Is collective bargaining the solution? Are regulations and minimum wages the solution? Is there any solution that can be reached soon by a single, desperate human being watching their family die from the terrible conditions?
I can explain it in this way that sounds important and exciting.
But put yourself in the shoes of a teenager.
When Johnny has to read this passage out loud for discussion, is Maria going to do anything but yawn and watch the clock wondering when the boredom will end?
This is the easy part! How will any kid even get to these action scenes when there are several hundred pages of slow meditations on the land before it?
Conclusion
Let me reiterate: this book is excellent.
I like to think I was pretty advanced in eleventh grade. I liked long, challenging novels. I read them for fun outside of class.
But even I skimmed and looked up cliffs note summaries for The Grapes of Wrath. I got nothing from this book back then, and neither do most kids.
The novel only works if you’re willing to go deep.
For example, the essay about the sound of the tractor works on your subconscious. It’s the sound of eviction. It subtly suggests that machines replace human jobs.

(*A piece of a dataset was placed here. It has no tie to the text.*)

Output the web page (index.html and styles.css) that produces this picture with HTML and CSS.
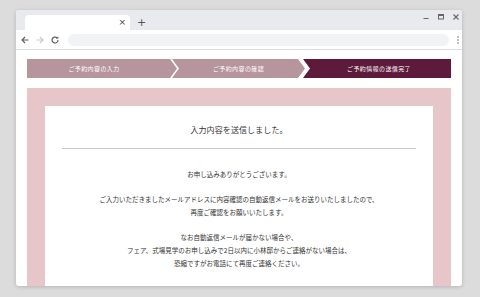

A kid frustrated at the assignment will get none of this. It’s not an intellectual exercise. It works only if you submit to it as a transformative experience.
All this novel does is reinforce the idea that novels are difficult, stodgy, and unrelatable. Making this required reading has the opposite of the intended effect. It turns kids away from books, not toward them.
We’d never give students Calculus before they’ve done algebra, and likewise, we shouldn’t give students reading they aren’t ready for either.
There are plenty of excellent, difficult novels that are readable and relatable at that age. Those novels will teach kids how rewarding and fun reading can be. Those novels will teach kids how to do prose, thematic, and character analysis as well.
There are 10,000 authors who would serve as great additions to the required reading list. Many schools already require Steinbeck’s Of Mice and Men and The Pearl, novels that resonate with students much better anyway.
It’s probably time to retire The Grapes of Wrath for a more suitable novel.